### JOB
Work through the entries below and report how many lines include "React". The number alone is the answer.

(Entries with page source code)
--

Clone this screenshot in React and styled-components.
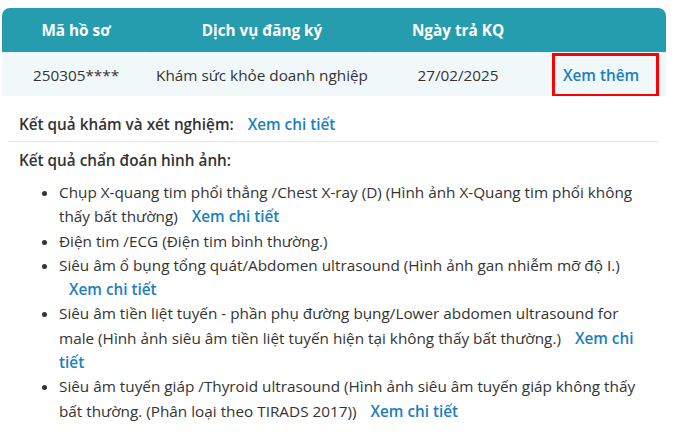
import React from "react";
import styled, { createGlobalStyle } from "styled-components";

const GlobalStyle = createGlobalStyle`
  body {
    margin: 0;
    background: #ffffff;
    font-family: "Segoe UI", "Open Sans", "Noto Sans", sans-serif;
    color: #333333;
  }
`;

const Page = styled.div`
  width: 677px;
  padding: 8px 11px 0 2px;
  box-sizing: border-box;
`;

const Table = styled.div`
  display: grid;
  grid-template-columns: 148px 224px 168px 124px;
  border-radius: 8px 8px 0 0;
  overflow: hidden;
`;

const HeadCell = styled.div`
  background: #269caf;
  color: #ffffff;
  font-weight: 700;
  font-size: 15.3px;
  height: 44px;
  display: flex;
  align-items: center;
  justify-content: center;
`;

const Cell = styled.div`
  background: #f1f8fa;
  font-size: 15.3px;
  height: 44px;
  display: flex;
  align-items: center;
  justify-content: ${(p) => (p.start ? "flex-start" : "center")};
  border-top: 1px dotted #e3eef1;
  box-sizing: border-box;
`;

const MoreLink = styled.a`
  color: #1a7fc1;
  font-weight: 600;
  text-decoration: none;
  border: 3px solid #ff0000;
  padding: 9px 0 9px 8px;
  width: 107px;
  margin-left: 10px;
  box-sizing: border-box;
`;

const Body = styled.div`
  padding: 0 8px 0 7px;
  font-size: 15.3px;
`;

const Section = styled.div`
  padding: ${(p) => (p.divider ? "18px 10px 7px" : "8px 10px 7px")};
  font-weight: 600;
  display: flex;
  align-items: center;
  gap: 14px;
  border-bottom: ${(p) => (p.divider ? "1px solid #e6e6e6" : "none")};
`;

const Link = styled.a`
  color: #1a7fc1;
  font-weight: 600;
  text-decoration: none;
  margin-left: ${(p) => p.offset || 0}px;
`;

const List = styled.ul`
  margin: 3px 0 0;
  padding-left: 50px;
  line-height: 24.3px;
`;

const Item = styled.li`
  padding-right: 4px;
`;

const items = [
  {
    text: "Chụp X-quang tim phổi thẳng /Chest X-ray (D) (Hình ảnh X-Quang tim phổi không thấy bất thường)",
    link: true,
  },
  { text: "Điện tim /ECG (Điện tim bình thường.)", link: false },
  {
    text: "Siêu âm ổ bụng tổng quát/Abdomen ultrasound (Hình ảnh gan nhiễm mỡ độ I.)",
    link: true,
  },
  {
    text: "Siêu âm tiền liệt tuyến - phần phụ đường bụng/Lower abdomen ultrasound for male (Hình ảnh siêu âm tiền liệt tuyến hiện tại không thấy bất thường.)",
    link: true,
  },
  {
    text: "Siêu âm tuyến giáp /Thyroid ultrasound (Hình ảnh siêu âm tuyến giáp không thấy bất thường. (Phân loại theo TIRADS 2017))",
    link: true,
  },
];

export default function App() {
  return (
    <Page>
      <GlobalStyle />
      <Table>
        <HeadCell>Mã hồ sơ</HeadCell>
        <HeadCell>Dịch vụ đăng ký</HeadCell>
        <HeadCell>Ngày trả KQ</HeadCell>
        <HeadCell />
        <Cell>250305****</Cell>
        <Cell>Khám sức khỏe doanh nghiệp</Cell>
        <Cell>27/02/2025</Cell>
        <Cell start>
          <MoreLink>Xem thêm</MoreLink>
        </Cell>
      </Table>
      <Body>
        <Section divider>
          Kết quả khám và xét nghiệm:
          <Link>Xem chi tiết</Link>
        </Section>
        <Section>Kết quả chẩn đoán hình ảnh:</Section>
        <List>
          {items.map((it, i) => (
            <Item key={i}>
              {it.text}
              {it.link && (
                <>
                  {" "}
                  <Link offset={10}>Xem chi tiết</Link>
                </>
              )}
            </Item>
          ))}
        </List>
      </Body>
    </Page>
  );
}
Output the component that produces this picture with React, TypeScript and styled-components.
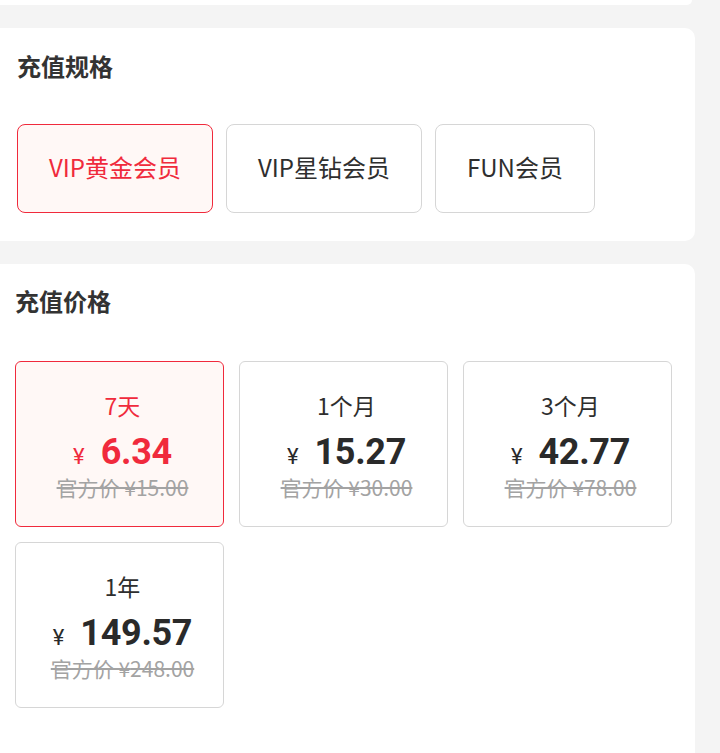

--

### ANSWER FOR THIS EXERCISE
3